24. The method of claim 23, wherein the surface is an earth
surface, or a drilling or production platform over a water
surface.
25. The method of claim 20, wherein the housing for each of the
intermediate communications nodes is fabricated from a steel
material, with the steel material of the housing having a resonance
frequency within a width of the resonance frequency of the acoustic
waveforms transmitted through the joints of casing.
26. The method of claim 23, wherein: the series of communications
nodes comprises a topside communications node residing proximate
the surface, and a series of subsurface communications nodes along
the wellbore below the topside communications nodes; and the
topside communications node transmits the signals from an uppermost
subsurface communications node to the receiver.
27. The method of claim 26, wherein: a well head is placed above
the wellbore; and the topside communications node is clamped (i) on
an outer surface of the well head, or (ii) on the outer surface of
an uppermost joint of the casing string.
28. The method of claim 27, wherein the topside communications node
is in electrical communication with the receiver by means of a
Class I, Division I conduit or a wireless transmission.
29. The method of claim 26, wherein each of the subsurface
communications nodes is attached to an outer wall of a joint of
casing by (i) an adhesive material, (ii) welding, or (iii) one or
more mechanical fasteners.
30. The method of claim 26, wherein: each of the subsurface
communications nodes is attached to a joint of casing by one or
more clamps; and the step of attaching the communications nodes to
the joints of casing comprises clamping the communications nodes to
an outer surface of the joints of casing.
31. The method of claim 30, wherein: the housing of each of the
subsurface communications nodes comprises a first end and a second
opposite end; and each of the one or more clamps comprises a first
clamp secured at the first end of the housing, and a second clamp
secured at the second end of the housing.
32. The method of claim 23, wherein the subsurface communications
nodes are spaced apart such that each joint of casing supports at
least one subsurface communications node.

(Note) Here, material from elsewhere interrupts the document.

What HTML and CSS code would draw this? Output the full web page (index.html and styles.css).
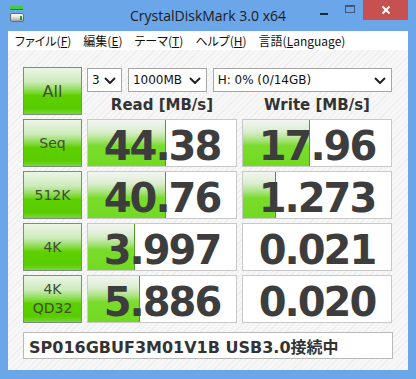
FILE: index.html
```html
<!DOCTYPE html>
<html lang="ja">
<head>
  <meta charset="UTF-8" />
  <meta name="viewport" content="width=device-width, initial-scale=1.0"/>
  <title>CrystalDiskMark 3.0 x64</title>
  <link rel="stylesheet" href="styles.css">
</head>
<body>

  <div class="window">
    <div class="titlebar">
      <div class="app-icon">
        <svg width="16" height="18" viewBox="0 0 16 18">
          <defs>
            <linearGradient id="drive" x1="0" y1="0" x2="0" y2="1">
              <stop offset="0" stop-color="#ffffff"/>
              <stop offset="0.45" stop-color="#e4e4e4"/>
              <stop offset="1" stop-color="#9a9a9a"/>
            </linearGradient>
          </defs>
          <rect x="1" y="1" width="13" height="4" rx="1" fill="#3ccf3c"/>
          <rect x="1" y="4" width="13" height="1" fill="#1c8a28"/>
          <rect x="1.5" y="8.5" width="13" height="8" rx="1.5" fill="url(#drive)" stroke="#6b6b6b"/>
          <rect x="11" y="11" width="2" height="4" fill="#25a025"/>
        </svg>
      </div>
      <div class="title">CrystalDiskMark 3.0 x64</div>
      <div class="controls">
        <span class="ctl ctl-min"><i></i></span>
        <span class="ctl ctl-max"><i></i></span>
        <span class="ctl ctl-close">
          <svg width="10" height="10" viewBox="0 0 10 10">
            <path d="M1.5 1.5 L8.5 8.5 M8.5 1.5 L1.5 8.5" stroke="#fff" stroke-width="2"/>
          </svg>
        </span>
      </div>
    </div>

    <div class="menubar">
      <span class="menu-item">ファイル(<u>F</u>)</span>
      <span class="menu-item">編集(<u>E</u>)</span>
      <span class="menu-item">テーマ(<u>T</u>)</span>
      <span class="menu-item">ヘルプ(<u>H</u>)</span>
      <span class="menu-item">言語(<u>L</u>anguage)</span>
    </div>

    <div class="client">
      <div class="bench">
        <div class="run-btn run-all">All</div>

        <div class="options">
          <div class="combo combo-count">
            <span>3</span>
            <svg class="chevron" width="12" height="7" viewBox="0 0 12 7"><polyline points="1,1 6,6 11,1" fill="none" stroke="#222" stroke-width="2"/></svg>
          </div>
          <div class="combo combo-size">
            <span>1000MB</span>
            <svg class="chevron" width="12" height="7" viewBox="0 0 12 7"><polyline points="1,1 6,6 11,1" fill="none" stroke="#222" stroke-width="2"/></svg>
          </div>
          <div class="combo combo-drive">
            <span>H: 0% (0/14GB)</span>
            <svg class="chevron" width="12" height="7" viewBox="0 0 12 7"><polyline points="1,1 6,6 11,1" fill="none" stroke="#222" stroke-width="2"/></svg>
          </div>
        </div>

        <div class="col-head">Read [MB/s]</div>
        <div class="col-head">Write [MB/s]</div>

        <!-- Seq -->
        <div class="run-btn">Seq</div>
        <div class="result"><div class="bar" style="width:53%"></div><span>44.38</span></div>
        <div class="result"><div class="bar" style="width:45%"></div><span>17.96</span></div>

        <!-- 512K -->
        <div class="run-btn">512K</div>
        <div class="result"><div class="bar" style="width:53%"></div><span>40.76</span></div>
        <div class="result"><div class="bar" style="width:22%"></div><span>1.273</span></div>

        <!-- 4K -->
        <div class="run-btn">4K</div>
        <div class="result"><div class="bar" style="width:32%"></div><span>3.997</span></div>
        <div class="result"><span>0.021</span></div>

        <!-- 4K QD32 -->
        <div class="run-btn run-two">4K<br>QD32</div>
        <div class="result"><div class="bar" style="width:35%"></div><span>5.886</span></div>
        <div class="result"><span>0.020</span></div>
      </div>

      <div class="status">SP016GBUF3M01V1B USB3.0接続中</div>
    </div>
  </div>

</body>
</html>
```

FILE: styles.css
```css
body {
  margin: 0;
  background: #ffffff;
}

.window {
  width: 416px;
  height: 379px;
  box-sizing: border-box;
  padding: 0 8px 9px;
  background: #6ba6e9;
  display: flex;
  flex-direction: column;
}

/* Title bar */
.titlebar {
  height: 31px;
  display: grid;
  grid-template-columns: 1fr auto 1fr;
  align-items: start;
}

.app-icon {
  padding: 5px 0 0 1px;
}

.title {
  padding-top: 6px;
  font-family: "Open Sans", sans-serif;
  font-size: 14px;
  color: #1b1b1b;
}

.controls {
  display: flex;
  justify-content: flex-end;
}

.ctl {
  width: 26px;
  height: 20px;
  display: flex;
  justify-content: center;
  align-items: center;
}

.ctl-min i {
  width: 8px;
  height: 2px;
  margin-top: 7px;
  background: #1e2a3a;
}

.ctl-max i {
  width: 10px;
  height: 8px;
  box-sizing: border-box;
  margin-top: -2px;
  border: 1px solid #3e5678;
  border-top-width: 2px;
}

.ctl-close {
  width: 45px;
  background: #c75050;
}

/* Menu */
.menubar {
  height: 19px;
  background: #ffffff;
  display: flex;
  align-items: center;
  padding-left: 1px;
  font-family: "Noto Sans CJK JP", sans-serif;
  font-feature-settings: "palt";
  font-size: 12px;
  color: #111;
}

.menu-item {
  padding: 0 6px;
}

.menu-item u {
  text-underline-offset: 1px;
}

/* Main area */
.client {
  flex: 1;
  padding: 17px 0 0 15px;
  background: repeating-linear-gradient(135deg, #f7f7f7 0 3px, #eeeeee 3px 4px);
}

.bench {
  display: grid;
  grid-template-columns: 59px 150px 150px;
  grid-template-rows: 25px 19px repeat(4, 48px);
  column-gap: 5px;
  row-gap: 4px;
}

.run-btn {
  box-sizing: border-box;
  border: 1px solid #7f8b7d;
  background: linear-gradient(#ecf6e6 0%, #cdebbb 30%, #90dd56 48%, #5ed000 60%, #58cc00 88%, #78d838 100%);
  display: flex;
  justify-content: center;
  align-items: center;
  text-align: center;
  font-family: "DejaVu Sans", sans-serif;
  font-size: 14px;
  line-height: 19px;
  color: #3e4c35;
}

.run-all {
  grid-row: 1 / 3;
  font-size: 16px;
}

.options {
  grid-column: 2 / 4;
  display: flex;
  gap: 6px;
  align-items: flex-end;
}

.combo {
  height: 24px;
  box-sizing: border-box;
  border: 1px solid #a6a6a6;
  background: #ffffff;
  display: flex;
  align-items: center;
  justify-content: space-between;
  padding: 0 5px 0 4px;
  font-family: "DejaVu Sans", sans-serif;
  font-size: 12px;
  color: #111;
}

.combo-count { width: 35px; }
.combo-size { width: 79px; }
.combo-drive { width: 180px; }

.col-head {
  text-align: center;
  font-family: "DejaVu Sans", sans-serif;
  font-weight: bold;
  font-size: 15px;
  line-height: 19px;
  color: #333;
}

.result {
  position: relative;
  box-sizing: border-box;
  border: 1px solid #c9c9c9;
  background: #ffffff;
  padding-top: 6px;
  text-align: center;
  font-family: "DejaVu Sans", sans-serif;
  font-weight: bold;
  font-size: 40px;
  line-height: 40px;
  letter-spacing: -2px;
  color: #3d3d3d;
}

.result span {
  position: relative;
}

.bar {
  position: absolute;
  top: 0;
  left: 0;
  bottom: 0;
  box-sizing: border-box;
  border-right: 1px solid #4f9e22;
  background: linear-gradient(#f3f5f1 0%, #dbeed0 25%, #a4e276 45%, #7adc2c 56%, #72da22 100%);
}

.status {
  margin-top: 9px;
  width: 370px;
  height: 27px;
  box-sizing: border-box;
  border: 1px solid #b9b9b9;
  background: #ffffff;
  padding-left: 5px;
  display: flex;
  align-items: center;
  font-family: "DejaVu Sans", "Noto Sans CJK JP", sans-serif;
  font-weight: bold;
  font-size: 16px;
  color: #333;
}
```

33. The method of claim 23, wherein the subsurface communications
nodes are spaced at about 20 to 40 foot (6.1 to 12.2 meter)
intervals.
34. The method of claim 23, wherein the subsurface communications
nodes transmit data representing the waveforms at a rate exceeding
about 50 bps.
35. The method of claim 23, wherein analyzing the signals to
evaluate the integrity of the cement sheath comprises: identifying
amplitude values generated by each of the subsurface communications
nodes; and comparing those amplitude values to a baseline amplitude
value.
36. The method of claim 35, wherein the baseline amplitude value is
(i) a previously stored amplitude value indicative of an amplitude
value of a joint of casing having a continuous annular cement
sheath, or (ii) a moving average of amplitude readings taken from a
pre-designated number of communications nodes in proximity to a
subject communications node.
37. The method of claim 36, wherein: each of the subsurface
communications nodes further comprises a temperature sensor, and is
designed to generate a signal that corresponds to temperature
readings taken by the temperature sensor; and the electro-acoustic
transceivers in the subsurface communications nodes also transmit
acoustic signals up the wellbore representative of the temperature
readings, node-to-node.
38. The method of claim 35, wherein analyzing the signals to
determine the integrity of the cement sheath further comprises:
identifying temperature values generated by each of the subsurface
communications nodes; and comparing those temperature values to a
baseline temperature value.
39. The method of claim 38, wherein the baseline temperature value
is (i) a previously stored temperature value indicative of a
temperature value of a joint of casing having a freshly-cemented
annular region, or (ii) a moving average of temperature readings
taken from a pre-designated number of communications nodes in
proximity to a subject communications node in the wellbore.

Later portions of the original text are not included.